***** ENTRIES SUPPLIED *****

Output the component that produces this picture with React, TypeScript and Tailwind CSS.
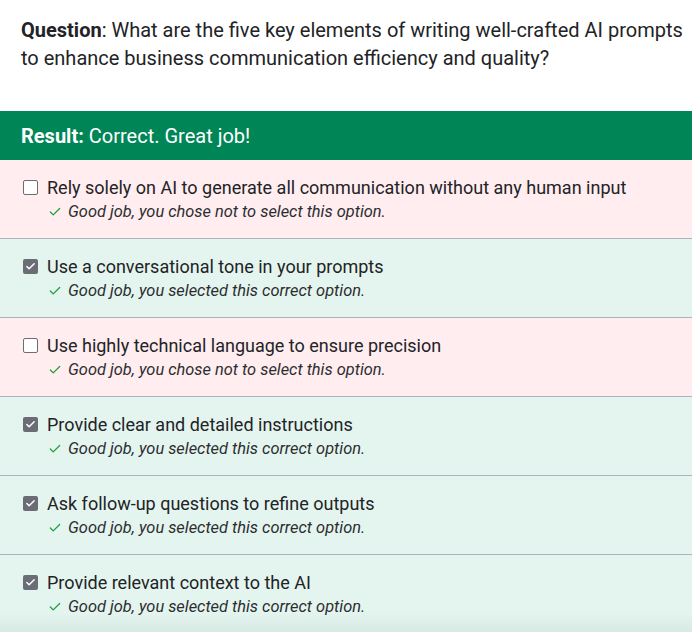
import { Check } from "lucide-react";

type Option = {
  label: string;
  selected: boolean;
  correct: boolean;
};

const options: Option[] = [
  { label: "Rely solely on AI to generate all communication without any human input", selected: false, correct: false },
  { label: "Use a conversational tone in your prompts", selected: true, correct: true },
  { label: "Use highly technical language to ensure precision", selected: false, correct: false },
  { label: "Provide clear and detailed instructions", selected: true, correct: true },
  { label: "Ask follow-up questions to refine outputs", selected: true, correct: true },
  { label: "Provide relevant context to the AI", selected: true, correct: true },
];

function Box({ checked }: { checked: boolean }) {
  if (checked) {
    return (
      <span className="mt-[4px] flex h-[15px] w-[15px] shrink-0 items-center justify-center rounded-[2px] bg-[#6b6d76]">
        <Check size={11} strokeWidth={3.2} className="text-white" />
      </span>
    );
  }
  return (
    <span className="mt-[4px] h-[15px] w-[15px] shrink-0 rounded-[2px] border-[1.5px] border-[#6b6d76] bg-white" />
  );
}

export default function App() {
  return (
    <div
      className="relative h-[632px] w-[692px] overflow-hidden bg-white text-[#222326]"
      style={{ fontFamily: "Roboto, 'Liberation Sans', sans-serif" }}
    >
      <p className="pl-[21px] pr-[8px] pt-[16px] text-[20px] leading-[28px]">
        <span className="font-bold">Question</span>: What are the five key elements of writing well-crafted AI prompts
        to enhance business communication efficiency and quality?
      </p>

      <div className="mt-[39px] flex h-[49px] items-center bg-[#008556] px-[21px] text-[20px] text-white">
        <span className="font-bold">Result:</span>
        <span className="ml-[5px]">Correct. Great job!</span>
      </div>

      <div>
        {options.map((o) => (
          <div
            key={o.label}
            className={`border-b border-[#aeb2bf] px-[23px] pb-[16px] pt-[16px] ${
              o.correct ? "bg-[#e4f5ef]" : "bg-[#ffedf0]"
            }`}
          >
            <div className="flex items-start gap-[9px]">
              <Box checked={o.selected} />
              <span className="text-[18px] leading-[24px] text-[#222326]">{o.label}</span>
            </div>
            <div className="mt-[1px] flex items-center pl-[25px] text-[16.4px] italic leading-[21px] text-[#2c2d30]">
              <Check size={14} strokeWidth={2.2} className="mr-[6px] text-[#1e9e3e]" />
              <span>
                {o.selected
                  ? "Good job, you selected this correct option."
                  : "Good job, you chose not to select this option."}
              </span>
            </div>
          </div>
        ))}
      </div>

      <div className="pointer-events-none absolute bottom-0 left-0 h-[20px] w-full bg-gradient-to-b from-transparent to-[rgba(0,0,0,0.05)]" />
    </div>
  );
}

*****
***** ENTRIES SUPPLIED *****

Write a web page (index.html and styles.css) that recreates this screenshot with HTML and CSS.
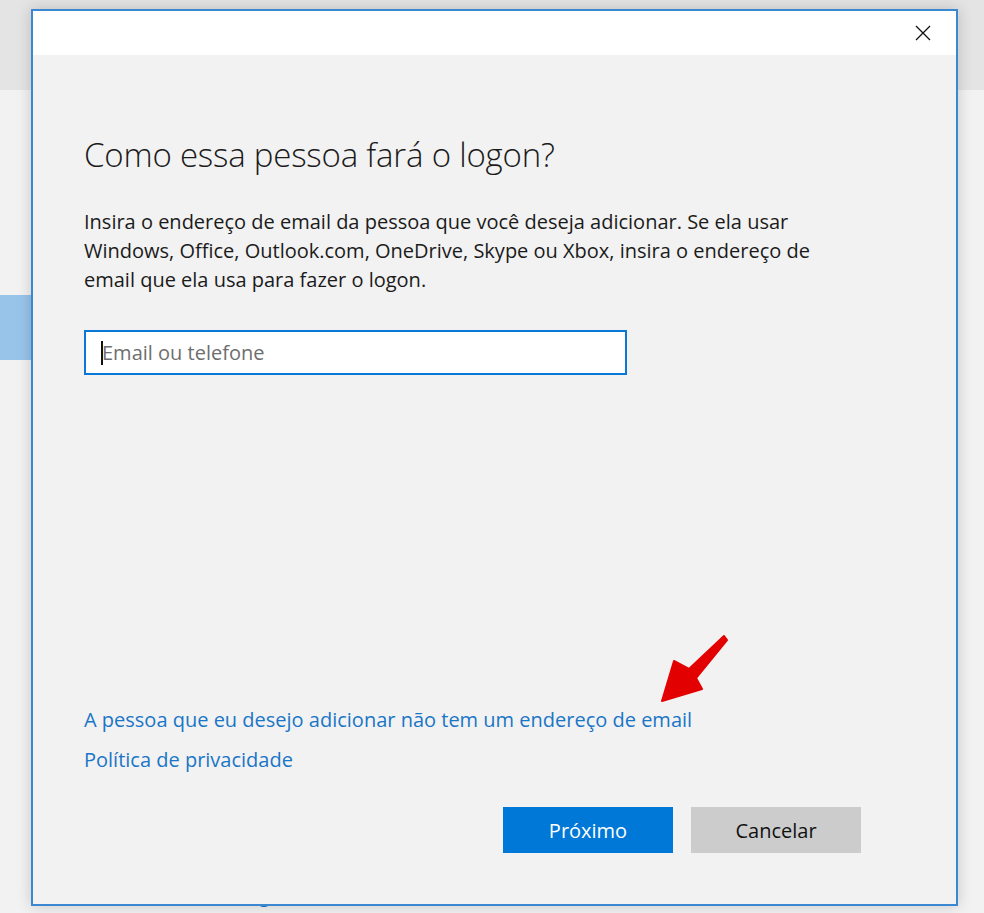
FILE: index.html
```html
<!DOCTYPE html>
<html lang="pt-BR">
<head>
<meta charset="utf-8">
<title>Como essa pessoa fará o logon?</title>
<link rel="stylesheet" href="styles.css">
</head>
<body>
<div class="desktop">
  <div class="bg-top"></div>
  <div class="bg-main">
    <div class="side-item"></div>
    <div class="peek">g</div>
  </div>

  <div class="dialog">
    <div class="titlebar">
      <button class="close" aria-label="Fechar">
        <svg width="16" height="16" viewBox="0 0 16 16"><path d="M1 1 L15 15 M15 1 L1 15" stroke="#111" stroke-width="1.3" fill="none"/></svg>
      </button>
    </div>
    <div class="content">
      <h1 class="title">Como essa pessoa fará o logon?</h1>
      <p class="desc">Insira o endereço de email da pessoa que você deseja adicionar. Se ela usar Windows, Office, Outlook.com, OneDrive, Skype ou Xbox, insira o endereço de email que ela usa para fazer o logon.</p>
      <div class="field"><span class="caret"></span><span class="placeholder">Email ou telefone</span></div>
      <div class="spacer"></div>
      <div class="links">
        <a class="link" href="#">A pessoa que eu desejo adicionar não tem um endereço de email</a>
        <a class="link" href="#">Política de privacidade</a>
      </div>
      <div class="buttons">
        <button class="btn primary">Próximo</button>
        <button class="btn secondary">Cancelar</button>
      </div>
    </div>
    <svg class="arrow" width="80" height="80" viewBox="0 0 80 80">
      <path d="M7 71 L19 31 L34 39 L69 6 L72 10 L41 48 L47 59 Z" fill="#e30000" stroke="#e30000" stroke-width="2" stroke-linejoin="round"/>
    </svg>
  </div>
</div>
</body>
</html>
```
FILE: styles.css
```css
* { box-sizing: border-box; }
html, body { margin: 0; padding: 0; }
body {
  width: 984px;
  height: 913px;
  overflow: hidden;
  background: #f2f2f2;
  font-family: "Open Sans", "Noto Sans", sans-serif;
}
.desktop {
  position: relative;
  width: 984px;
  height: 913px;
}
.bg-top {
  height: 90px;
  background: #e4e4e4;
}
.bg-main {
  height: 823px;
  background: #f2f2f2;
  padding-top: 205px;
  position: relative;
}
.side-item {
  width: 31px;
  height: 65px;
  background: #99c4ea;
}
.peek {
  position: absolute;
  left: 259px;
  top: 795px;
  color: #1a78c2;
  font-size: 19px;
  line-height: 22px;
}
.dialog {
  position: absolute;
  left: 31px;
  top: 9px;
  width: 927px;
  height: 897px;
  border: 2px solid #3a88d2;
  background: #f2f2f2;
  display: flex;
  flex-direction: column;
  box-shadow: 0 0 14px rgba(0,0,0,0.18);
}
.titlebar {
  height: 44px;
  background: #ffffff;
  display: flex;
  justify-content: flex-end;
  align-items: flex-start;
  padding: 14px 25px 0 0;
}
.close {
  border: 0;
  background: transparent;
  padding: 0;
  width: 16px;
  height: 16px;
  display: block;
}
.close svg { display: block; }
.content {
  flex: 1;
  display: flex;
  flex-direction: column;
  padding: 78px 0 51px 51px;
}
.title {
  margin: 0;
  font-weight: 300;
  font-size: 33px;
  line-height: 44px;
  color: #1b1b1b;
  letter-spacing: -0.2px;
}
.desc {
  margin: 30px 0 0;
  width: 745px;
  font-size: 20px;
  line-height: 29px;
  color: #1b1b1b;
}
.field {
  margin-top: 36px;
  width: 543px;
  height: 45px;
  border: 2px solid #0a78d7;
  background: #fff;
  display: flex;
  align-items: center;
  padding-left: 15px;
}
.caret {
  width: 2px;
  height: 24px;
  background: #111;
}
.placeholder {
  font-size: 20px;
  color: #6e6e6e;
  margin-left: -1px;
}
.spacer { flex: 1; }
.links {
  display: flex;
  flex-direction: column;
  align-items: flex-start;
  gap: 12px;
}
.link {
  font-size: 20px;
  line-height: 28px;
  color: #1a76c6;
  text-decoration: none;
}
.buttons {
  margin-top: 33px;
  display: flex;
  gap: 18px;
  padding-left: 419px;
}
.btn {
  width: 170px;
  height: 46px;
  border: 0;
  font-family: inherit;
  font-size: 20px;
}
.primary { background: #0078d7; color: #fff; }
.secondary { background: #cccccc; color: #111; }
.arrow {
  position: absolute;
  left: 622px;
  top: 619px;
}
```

*****
***** ENTRIES SUPPLIED *****

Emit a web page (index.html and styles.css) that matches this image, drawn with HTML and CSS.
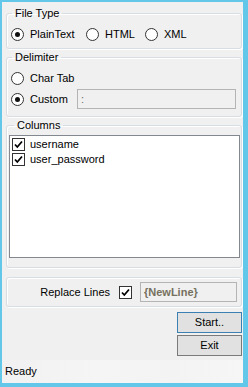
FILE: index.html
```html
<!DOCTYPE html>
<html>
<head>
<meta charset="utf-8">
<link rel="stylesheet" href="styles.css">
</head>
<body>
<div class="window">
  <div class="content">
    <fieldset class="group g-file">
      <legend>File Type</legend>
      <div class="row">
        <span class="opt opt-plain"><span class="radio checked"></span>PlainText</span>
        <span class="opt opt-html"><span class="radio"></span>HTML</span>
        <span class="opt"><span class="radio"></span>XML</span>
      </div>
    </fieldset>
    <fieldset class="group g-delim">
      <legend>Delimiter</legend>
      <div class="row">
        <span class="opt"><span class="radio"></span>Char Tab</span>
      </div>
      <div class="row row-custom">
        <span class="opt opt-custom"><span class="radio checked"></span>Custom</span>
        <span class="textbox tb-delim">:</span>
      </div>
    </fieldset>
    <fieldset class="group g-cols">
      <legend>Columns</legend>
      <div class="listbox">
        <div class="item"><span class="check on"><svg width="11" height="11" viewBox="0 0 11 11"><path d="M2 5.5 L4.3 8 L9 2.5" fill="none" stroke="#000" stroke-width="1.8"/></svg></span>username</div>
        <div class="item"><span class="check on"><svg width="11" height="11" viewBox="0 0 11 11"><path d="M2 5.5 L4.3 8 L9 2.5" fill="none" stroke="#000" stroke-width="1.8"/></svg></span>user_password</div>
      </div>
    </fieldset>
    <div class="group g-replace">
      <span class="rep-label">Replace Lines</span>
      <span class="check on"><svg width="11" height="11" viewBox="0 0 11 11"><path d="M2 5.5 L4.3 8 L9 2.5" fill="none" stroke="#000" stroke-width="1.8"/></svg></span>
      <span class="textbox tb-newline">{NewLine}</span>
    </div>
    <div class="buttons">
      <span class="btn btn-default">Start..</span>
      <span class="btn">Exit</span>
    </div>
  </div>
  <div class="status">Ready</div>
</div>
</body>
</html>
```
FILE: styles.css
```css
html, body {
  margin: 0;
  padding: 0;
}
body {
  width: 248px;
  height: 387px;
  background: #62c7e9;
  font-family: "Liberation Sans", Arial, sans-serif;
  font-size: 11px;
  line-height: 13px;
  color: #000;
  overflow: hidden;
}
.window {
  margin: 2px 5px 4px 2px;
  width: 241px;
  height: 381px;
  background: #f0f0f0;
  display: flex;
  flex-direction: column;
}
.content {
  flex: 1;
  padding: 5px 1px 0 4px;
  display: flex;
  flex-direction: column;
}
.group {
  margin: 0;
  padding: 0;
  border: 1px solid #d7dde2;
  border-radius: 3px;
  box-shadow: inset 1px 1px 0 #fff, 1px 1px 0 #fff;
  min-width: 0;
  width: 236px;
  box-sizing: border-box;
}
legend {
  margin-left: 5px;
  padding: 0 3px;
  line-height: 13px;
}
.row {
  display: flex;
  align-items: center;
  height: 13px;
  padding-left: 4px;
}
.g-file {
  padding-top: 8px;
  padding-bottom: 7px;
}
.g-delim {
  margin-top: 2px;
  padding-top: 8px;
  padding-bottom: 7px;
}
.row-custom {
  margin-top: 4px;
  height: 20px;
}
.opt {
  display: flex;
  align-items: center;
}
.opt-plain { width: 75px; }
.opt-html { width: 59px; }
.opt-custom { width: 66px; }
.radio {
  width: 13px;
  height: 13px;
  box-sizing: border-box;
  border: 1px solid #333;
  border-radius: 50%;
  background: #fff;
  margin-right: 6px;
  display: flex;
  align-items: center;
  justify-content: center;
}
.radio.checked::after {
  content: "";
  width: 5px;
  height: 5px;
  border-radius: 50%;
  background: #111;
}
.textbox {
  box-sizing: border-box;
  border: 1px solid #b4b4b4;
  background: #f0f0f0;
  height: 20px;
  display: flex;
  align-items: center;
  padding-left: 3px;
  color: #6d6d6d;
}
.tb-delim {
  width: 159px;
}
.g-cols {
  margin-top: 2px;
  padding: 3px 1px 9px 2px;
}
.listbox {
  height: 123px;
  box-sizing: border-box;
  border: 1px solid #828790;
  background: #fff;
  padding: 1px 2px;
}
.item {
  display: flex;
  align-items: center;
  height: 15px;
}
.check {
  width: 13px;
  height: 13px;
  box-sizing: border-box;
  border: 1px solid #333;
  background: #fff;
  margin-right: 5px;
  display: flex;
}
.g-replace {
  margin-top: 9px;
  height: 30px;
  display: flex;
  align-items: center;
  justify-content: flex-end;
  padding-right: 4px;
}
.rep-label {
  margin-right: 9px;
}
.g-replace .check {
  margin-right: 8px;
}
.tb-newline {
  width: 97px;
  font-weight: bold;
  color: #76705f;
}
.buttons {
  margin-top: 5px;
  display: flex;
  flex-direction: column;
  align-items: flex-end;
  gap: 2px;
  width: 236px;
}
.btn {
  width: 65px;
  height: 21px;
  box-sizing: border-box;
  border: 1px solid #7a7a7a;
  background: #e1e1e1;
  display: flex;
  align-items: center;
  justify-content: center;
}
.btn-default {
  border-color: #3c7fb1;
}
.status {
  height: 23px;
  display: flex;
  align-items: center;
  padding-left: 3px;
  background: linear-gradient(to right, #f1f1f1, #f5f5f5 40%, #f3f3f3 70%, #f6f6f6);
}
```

*****

• **WRITTEN EXERCISE**
Copy out each line of the material that holds the word "index".

• **RESULT OF THIS EXERCISE**
Write a web page (index.html and styles.css) that recreates this screenshot with HTML and CSS.
FILE: index.html
Emit a web page (index.html and styles.css) that matches this image, drawn with HTML and CSS.
FILE: index.html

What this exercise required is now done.